DATASET CONTENT.
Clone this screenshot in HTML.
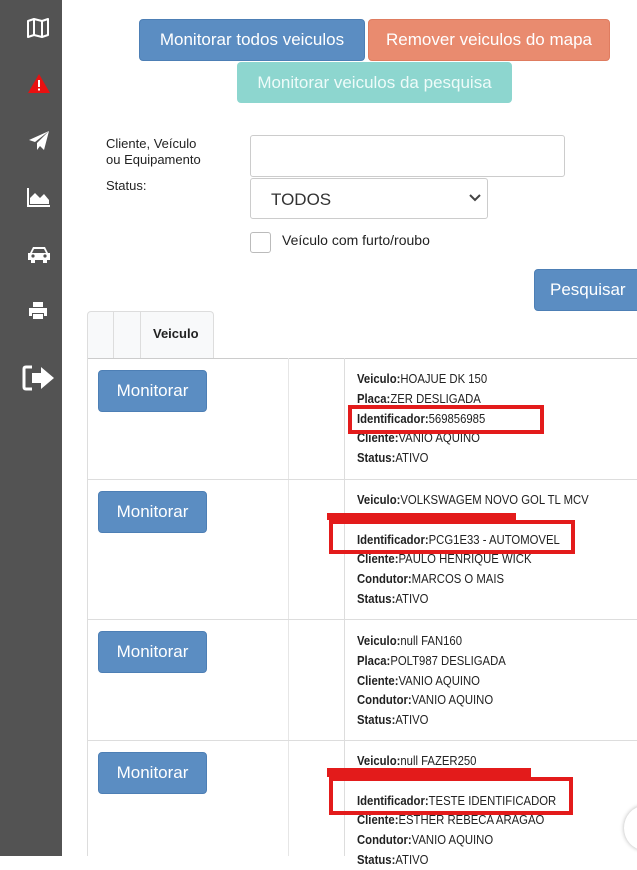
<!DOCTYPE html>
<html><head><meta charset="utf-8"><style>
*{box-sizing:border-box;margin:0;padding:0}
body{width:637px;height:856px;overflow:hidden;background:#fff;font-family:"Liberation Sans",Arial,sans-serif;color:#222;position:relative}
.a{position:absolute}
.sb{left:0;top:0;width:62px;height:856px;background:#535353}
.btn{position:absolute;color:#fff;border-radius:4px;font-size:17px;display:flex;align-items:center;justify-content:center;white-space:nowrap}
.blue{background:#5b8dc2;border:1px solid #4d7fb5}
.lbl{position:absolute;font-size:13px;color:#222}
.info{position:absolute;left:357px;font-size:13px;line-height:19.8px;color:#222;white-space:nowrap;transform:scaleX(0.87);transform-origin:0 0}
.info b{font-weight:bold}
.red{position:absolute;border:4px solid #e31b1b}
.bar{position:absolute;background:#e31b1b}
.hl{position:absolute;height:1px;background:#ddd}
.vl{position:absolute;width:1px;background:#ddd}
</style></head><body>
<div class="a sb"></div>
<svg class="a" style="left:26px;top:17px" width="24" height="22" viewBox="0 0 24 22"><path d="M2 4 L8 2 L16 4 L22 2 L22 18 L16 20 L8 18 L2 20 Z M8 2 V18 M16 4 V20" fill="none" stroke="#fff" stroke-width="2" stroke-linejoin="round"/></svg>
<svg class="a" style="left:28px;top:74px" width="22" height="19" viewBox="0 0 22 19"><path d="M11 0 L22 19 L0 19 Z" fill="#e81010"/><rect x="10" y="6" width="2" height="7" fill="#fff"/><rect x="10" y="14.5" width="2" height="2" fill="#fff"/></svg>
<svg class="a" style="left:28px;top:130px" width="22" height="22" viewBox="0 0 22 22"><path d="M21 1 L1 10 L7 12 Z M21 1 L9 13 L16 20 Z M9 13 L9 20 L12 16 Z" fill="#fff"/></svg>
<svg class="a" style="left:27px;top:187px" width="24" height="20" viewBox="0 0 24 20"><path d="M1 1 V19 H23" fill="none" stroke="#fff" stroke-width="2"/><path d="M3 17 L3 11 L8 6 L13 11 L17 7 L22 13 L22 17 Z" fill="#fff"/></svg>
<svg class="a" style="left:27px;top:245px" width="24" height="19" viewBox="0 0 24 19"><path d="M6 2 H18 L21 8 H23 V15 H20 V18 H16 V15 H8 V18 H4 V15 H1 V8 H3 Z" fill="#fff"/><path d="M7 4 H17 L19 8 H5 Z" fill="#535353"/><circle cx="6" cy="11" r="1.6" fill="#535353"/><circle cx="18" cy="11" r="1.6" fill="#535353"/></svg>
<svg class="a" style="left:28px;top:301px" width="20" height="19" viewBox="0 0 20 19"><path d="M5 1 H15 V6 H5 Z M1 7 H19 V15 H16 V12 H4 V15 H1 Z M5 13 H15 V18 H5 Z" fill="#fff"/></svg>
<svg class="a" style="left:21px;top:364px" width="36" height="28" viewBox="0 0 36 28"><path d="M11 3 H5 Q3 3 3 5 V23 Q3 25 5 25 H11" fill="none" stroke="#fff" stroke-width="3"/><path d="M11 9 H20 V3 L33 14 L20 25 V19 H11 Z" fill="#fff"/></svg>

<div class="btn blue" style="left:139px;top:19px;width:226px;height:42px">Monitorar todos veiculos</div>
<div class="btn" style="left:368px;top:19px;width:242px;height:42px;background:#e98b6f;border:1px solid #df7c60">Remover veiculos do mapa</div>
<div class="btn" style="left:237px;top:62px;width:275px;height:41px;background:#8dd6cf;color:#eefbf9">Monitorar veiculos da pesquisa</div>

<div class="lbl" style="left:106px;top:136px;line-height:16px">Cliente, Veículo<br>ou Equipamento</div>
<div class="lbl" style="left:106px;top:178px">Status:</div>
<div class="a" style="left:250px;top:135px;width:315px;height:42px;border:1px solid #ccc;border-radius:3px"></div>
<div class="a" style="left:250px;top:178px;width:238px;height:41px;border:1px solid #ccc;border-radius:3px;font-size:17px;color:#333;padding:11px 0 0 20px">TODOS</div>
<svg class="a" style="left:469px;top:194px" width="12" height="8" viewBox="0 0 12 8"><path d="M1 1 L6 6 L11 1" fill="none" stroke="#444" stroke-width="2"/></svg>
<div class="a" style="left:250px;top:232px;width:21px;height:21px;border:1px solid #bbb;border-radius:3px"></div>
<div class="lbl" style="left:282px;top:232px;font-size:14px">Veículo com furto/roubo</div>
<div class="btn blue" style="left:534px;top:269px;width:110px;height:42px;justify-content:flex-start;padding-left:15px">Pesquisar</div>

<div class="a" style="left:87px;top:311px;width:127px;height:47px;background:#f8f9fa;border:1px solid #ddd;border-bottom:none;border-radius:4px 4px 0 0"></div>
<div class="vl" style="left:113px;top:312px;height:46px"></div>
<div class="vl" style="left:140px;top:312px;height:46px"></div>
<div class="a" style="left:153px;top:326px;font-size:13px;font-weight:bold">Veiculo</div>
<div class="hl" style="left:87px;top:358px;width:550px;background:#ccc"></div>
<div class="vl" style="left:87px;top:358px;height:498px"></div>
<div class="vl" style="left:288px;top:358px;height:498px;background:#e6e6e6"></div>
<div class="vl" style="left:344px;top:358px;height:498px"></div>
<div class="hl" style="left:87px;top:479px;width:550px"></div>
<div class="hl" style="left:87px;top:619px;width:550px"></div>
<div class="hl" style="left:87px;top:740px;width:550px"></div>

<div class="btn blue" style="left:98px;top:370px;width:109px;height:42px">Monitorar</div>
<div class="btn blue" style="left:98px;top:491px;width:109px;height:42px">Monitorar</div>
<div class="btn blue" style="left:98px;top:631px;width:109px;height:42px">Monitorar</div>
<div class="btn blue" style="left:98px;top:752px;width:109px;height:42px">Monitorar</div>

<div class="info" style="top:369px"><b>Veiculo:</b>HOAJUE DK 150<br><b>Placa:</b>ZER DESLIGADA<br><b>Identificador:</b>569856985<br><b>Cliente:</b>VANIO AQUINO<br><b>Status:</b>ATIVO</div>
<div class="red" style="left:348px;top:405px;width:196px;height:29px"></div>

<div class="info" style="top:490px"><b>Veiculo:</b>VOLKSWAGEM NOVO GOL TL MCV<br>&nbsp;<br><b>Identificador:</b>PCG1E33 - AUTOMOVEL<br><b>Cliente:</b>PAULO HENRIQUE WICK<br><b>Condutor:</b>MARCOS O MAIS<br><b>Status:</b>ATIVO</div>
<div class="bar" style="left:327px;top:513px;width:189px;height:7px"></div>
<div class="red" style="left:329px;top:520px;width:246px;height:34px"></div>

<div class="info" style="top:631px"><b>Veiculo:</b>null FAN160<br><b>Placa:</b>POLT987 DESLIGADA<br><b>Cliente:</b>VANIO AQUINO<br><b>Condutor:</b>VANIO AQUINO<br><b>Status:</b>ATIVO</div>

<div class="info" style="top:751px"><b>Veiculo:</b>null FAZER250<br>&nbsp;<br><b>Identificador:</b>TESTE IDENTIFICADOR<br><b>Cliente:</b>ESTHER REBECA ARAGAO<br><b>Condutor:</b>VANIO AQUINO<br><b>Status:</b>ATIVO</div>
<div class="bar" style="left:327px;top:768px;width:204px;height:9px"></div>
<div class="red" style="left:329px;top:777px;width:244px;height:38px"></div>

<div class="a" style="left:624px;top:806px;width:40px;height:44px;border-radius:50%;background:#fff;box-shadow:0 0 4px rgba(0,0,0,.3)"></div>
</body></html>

WHAT YOU HAVE TO DO. Repeat the lines above exactly, and keep every picture out.

REPLY.
Clone this screenshot in HTML.
<!DOCTYPE html>
<html><head><meta charset="utf-8"><style>
*{box-sizing:border-box;margin:0;padding:0}
body{width:637px;height:856px;overflow:hidden;background:#fff;font-family:"Liberation Sans",Arial,sans-serif;color:#222;position:relative}
.a{position:absolute}
.sb{left:0;top:0;width:62px;height:856px;background:#535353}
.btn{position:absolute;color:#fff;border-radius:4px;font-size:17px;display:flex;align-items:center;justify-content:center;white-space:nowrap}
.blue{background:#5b8dc2;border:1px solid #4d7fb5}
.lbl{position:absolute;font-size:13px;color:#222}
.info{position:absolute;left:357px;font-size:13px;line-height:19.8px;color:#222;white-space:nowrap;transform:scaleX(0.87);transform-origin:0 0}
.info b{font-weight:bold}
.red{position:absolute;border:4px solid #e31b1b}
.bar{position:absolute;background:#e31b1b}
.hl{position:absolute;height:1px;background:#ddd}
.vl{position:absolute;width:1px;background:#ddd}
</style></head><body>
<div class="a sb"></div>
<svg class="a" style="left:26px;top:17px" width="24" height="22" viewBox="0 0 24 22"><path d="M2 4 L8 2 L16 4 L22 2 L22 18 L16 20 L8 18 L2 20 Z M8 2 V18 M16 4 V20" fill="none" stroke="#fff" stroke-width="2" stroke-linejoin="round"/></svg>
<svg class="a" style="left:28px;top:74px" width="22" height="19" viewBox="0 0 22 19"><path d="M11 0 L22 19 L0 19 Z" fill="#e81010"/><rect x="10" y="6" width="2" height="7" fill="#fff"/><rect x="10" y="14.5" width="2" height="2" fill="#fff"/></svg>
<svg class="a" style="left:28px;top:130px" width="22" height="22" viewBox="0 0 22 22"><path d="M21 1 L1 10 L7 12 Z M21 1 L9 13 L16 20 Z M9 13 L9 20 L12 16 Z" fill="#fff"/></svg>
<svg class="a" style="left:27px;top:187px" width="24" height="20" viewBox="0 0 24 20"><path d="M1 1 V19 H23" fill="none" stroke="#fff" stroke-width="2"/><path d="M3 17 L3 11 L8 6 L13 11 L17 7 L22 13 L22 17 Z" fill="#fff"/></svg>
<svg class="a" style="left:27px;top:245px" width="24" height="19" viewBox="0 0 24 19"><path d="M6 2 H18 L21 8 H23 V15 H20 V18 H16 V15 H8 V18 H4 V15 H1 V8 H3 Z" fill="#fff"/><path d="M7 4 H17 L19 8 H5 Z" fill="#535353"/><circle cx="6" cy="11" r="1.6" fill="#535353"/><circle cx="18" cy="11" r="1.6" fill="#535353"/></svg>
<svg class="a" style="left:28px;top:301px" width="20" height="19" viewBox="0 0 20 19"><path d="M5 1 H15 V6 H5 Z M1 7 H19 V15 H16 V12 H4 V15 H1 Z M5 13 H15 V18 H5 Z" fill="#fff"/></svg>
<svg class="a" style="left:21px;top:364px" width="36" height="28" viewBox="0 0 36 28"><path d="M11 3 H5 Q3 3 3 5 V23 Q3 25 5 25 H11" fill="none" stroke="#fff" stroke-width="3"/><path d="M11 9 H20 V3 L33 14 L20 25 V19 H11 Z" fill="#fff"/></svg>

<div class="btn blue" style="left:139px;top:19px;width:226px;height:42px">Monitorar todos veiculos</div>
<div class="btn" style="left:368px;top:19px;width:242px;height:42px;background:#e98b6f;border:1px solid #df7c60">Remover veiculos do mapa</div>
<div class="btn" style="left:237px;top:62px;width:275px;height:41px;background:#8dd6cf;color:#eefbf9">Monitorar veiculos da pesquisa</div>

<div class="lbl" style="left:106px;top:136px;line-height:16px">Cliente, Veículo<br>ou Equipamento</div>
<div class="lbl" style="left:106px;top:178px">Status:</div>
<div class="a" style="left:250px;top:135px;width:315px;height:42px;border:1px solid #ccc;border-radius:3px"></div>
<div class="a" style="left:250px;top:178px;width:238px;height:41px;border:1px solid #ccc;border-radius:3px;font-size:17px;color:#333;padding:11px 0 0 20px">TODOS</div>
<svg class="a" style="left:469px;top:194px" width="12" height="8" viewBox="0 0 12 8"><path d="M1 1 L6 6 L11 1" fill="none" stroke="#444" stroke-width="2"/></svg>
<div class="a" style="left:250px;top:232px;width:21px;height:21px;border:1px solid #bbb;border-radius:3px"></div>
<div class="lbl" style="left:282px;top:232px;font-size:14px">Veículo com furto/roubo</div>
<div class="btn blue" style="left:534px;top:269px;width:110px;height:42px;justify-content:flex-start;padding-left:15px">Pesquisar</div>

<div class="a" style="left:87px;top:311px;width:127px;height:47px;background:#f8f9fa;border:1px solid #ddd;border-bottom:none;border-radius:4px 4px 0 0"></div>
<div class="vl" style="left:113px;top:312px;height:46px"></div>
<div class="vl" style="left:140px;top:312px;height:46px"></div>
<div class="a" style="left:153px;top:326px;font-size:13px;font-weight:bold">Veiculo</div>
<div class="hl" style="left:87px;top:358px;width:550px;background:#ccc"></div>
<div class="vl" style="left:87px;top:358px;height:498px"></div>
<div class="vl" style="left:288px;top:358px;height:498px;background:#e6e6e6"></div>
<div class="vl" style="left:344px;top:358px;height:498px"></div>
<div class="hl" style="left:87px;top:479px;width:550px"></div>
<div class="hl" style="left:87px;top:619px;width:550px"></div>
<div class="hl" style="left:87px;top:740px;width:550px"></div>

<div class="btn blue" style="left:98px;top:370px;width:109px;height:42px">Monitorar</div>
<div class="btn blue" style="left:98px;top:491px;width:109px;height:42px">Monitorar</div>
<div class="btn blue" style="left:98px;top:631px;width:109px;height:42px">Monitorar</div>
<div class="btn blue" style="left:98px;top:752px;width:109px;height:42px">Monitorar</div>

<div class="info" style="top:369px"><b>Veiculo:</b>HOAJUE DK 150<br><b>Placa:</b>ZER DESLIGADA<br><b>Identificador:</b>569856985<br><b>Cliente:</b>VANIO AQUINO<br><b>Status:</b>ATIVO</div>
<div class="red" style="left:348px;top:405px;width:196px;height:29px"></div>

<div class="info" style="top:490px"><b>Veiculo:</b>VOLKSWAGEM NOVO GOL TL MCV<br>&nbsp;<br><b>Identificador:</b>PCG1E33 - AUTOMOVEL<br><b>Cliente:</b>PAULO HENRIQUE WICK<br><b>Condutor:</b>MARCOS O MAIS<br><b>Status:</b>ATIVO</div>
<div class="bar" style="left:327px;top:513px;width:189px;height:7px"></div>
<div class="red" style="left:329px;top:520px;width:246px;height:34px"></div>

<div class="info" style="top:631px"><b>Veiculo:</b>null FAN160<br><b>Placa:</b>POLT987 DESLIGADA<br><b>Cliente:</b>VANIO AQUINO<br><b>Condutor:</b>VANIO AQUINO<br><b>Status:</b>ATIVO</div>

<div class="info" style="top:751px"><b>Veiculo:</b>null FAZER250<br>&nbsp;<br><b>Identificador:</b>TESTE IDENTIFICADOR<br><b>Cliente:</b>ESTHER REBECA ARAGAO<br><b>Condutor:</b>VANIO AQUINO<br><b>Status:</b>ATIVO</div>
<div class="bar" style="left:327px;top:768px;width:204px;height:9px"></div>
<div class="red" style="left:329px;top:777px;width:244px;height:38px"></div>

<div class="a" style="left:624px;top:806px;width:40px;height:44px;border-radius:50%;background:#fff;box-shadow:0 0 4px rgba(0,0,0,.3)"></div>
</body></html>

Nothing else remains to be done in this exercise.